Campus community members can utilize consistent, convenient opportunities to reduce waste and properly recycle with the establishment of the universitywide “All in the Hall” recycling program.
The All in the Hall program has been approved by university leaders for campus implementation to make progress toward institutional sustainability goals. With the All in the Hall program, standardized waste stations will be installed in centralized, high traffic locations throughout campus buildings.
The program is intended to make recycling easier and more efficient, provide better education for the campus community, promote a sense of personal responsibility, and continue diverting waste from the local landfill. The All in the Hall program is based on the success of a recycling pilot project, which began operating in eight buildings of different scope and scale in December 2020. Implementation of the program will occur across campus over the next few years, and the first phase has started in seven buildings on City and East campuses.
“As implementation continues, we expect to increase the amount of materials correctly recycled at UNL and decrease the amount of materials sent to the landfill,” said Morgan Hartman, sustainability coordinator in the Office of Sustainability. “It is expected that empowering the UNL community to monitor and sort their waste items will lead to more mindful consumption and disposal behaviors, reducing contamination and improving recycling rates.”
The pilot project, which was recognized as a winner in the National Wildlife Federation’s 2022 Campus Race to Zero Waste Case Study Competition, evolved from the Office of Sustainability’s 2019 culture survey of approximately 9,000 faculty, staff, and students. The results indicated that 93% of respondents identified better recycling opportunities and education as a top priority.

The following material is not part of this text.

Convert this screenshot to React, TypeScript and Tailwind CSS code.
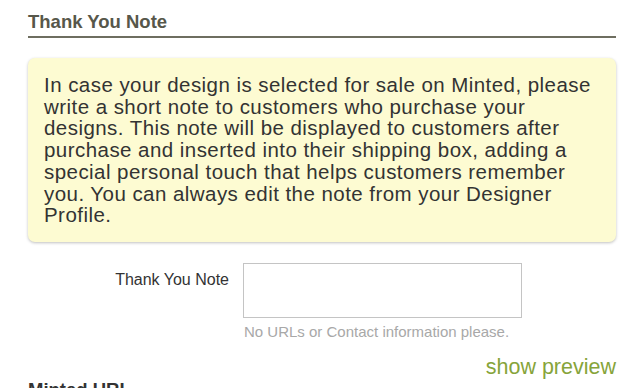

Pre-pilot waste audits in each of the pilot buildings revealed that an average 18% of materials found in landfill streams could be recycled instead. Since implementation of the pilot project, this has decreased to 8%.
Through the broad implementation of the program over time, the Office of Sustainability expects to see further waste reduction and progress toward institutional waste reduction and diversion goals outlined in the university’s 2020 Environment, Sustainability and Resilience Master Plan.
The All in the Hall program will spread across campus through phased implementation over the next few years. The first phase of implementation occurred during the fall break in several City and East campus buildings. Buildings included in this phase of implementation are listed below:
City Campus: Love Library, Henzlik Hall and Teachers College Hall
East Campus: Chase Hall, Gwendolyn Newkirk Human Sciences Building and Splinter Laboratories
Carolyn Pope Edwards Hall has also begun operating under the All in the Hall program.
Campus buildings initially included in the recycling pilot project will be retrofitted later this year to reflect the updated waste station design and align with future efforts.
Prior to the implementation of the pilot project, recycling looked different from building to building as there was no defined structure or process for transporting recyclables from inside campus buildings outside for the university’s refuse and diversion services team to collect.
The All in the Hall program provides a convenient and consistent opportunity for instructors, staff, students and visitors to recycle within campus buildings. University community members will be asked to monitor the waste they produce while on campus and transport items to the nearest conveniently located, centralized station.
The standardized containers are designed to make recycling easier utilizing image-focused graphics placed near eye level and shape-restrictive openings to cue users regarding accepted materials. Waste stations will be placed using an “All in the Hall” methodology, targeting high-traffic areas in campus buildings — such as near restrooms and entrances.
Custodial Services staff will no longer collect landfill waste from private office spaces in campus buildings. Rather, they will focus on servicing all waste streams from the centralized locations, including both landfill and recyclable materials.
Most waste items commonly produced on campus are accepted for disposal in the waste stations. Clear, image-centric, color-coded graphics are located on top of the stations, providing direction on what is accepted in each stream.
The waste stations have four streams — paper, aluminum cans, plastic bottles and containers, and landfill. Corrugated cardboard is also accepted at the stations and should be flattened and placed behind the stations. Items placed in any recycling stream should be clean, dry, and free of food or other non-recyclable waste. More detailed information on accepted materials can be found on the UNL Recycling Guide.
Implementation of the All in the Hall program will be managed by the Office of Sustainability. Custodial Services is also a critical partner in this effort, as they are responsible for servicing both recyclables and landfill material from the centrally located waste stations.
“We are very pleased that broad implementation of the All in the Hall program will provide UNL faculty, staff, students, and visitors with a convenient and consistent opportunity to recycle within campus buildings,” Hartman said. “This effort will continue to foster progress toward achieving institutional goals outlined in UNL’s 2020 Environment, Sustainability, and Resilience Master Plan and further position UNL as a leader in sustainability in higher education.”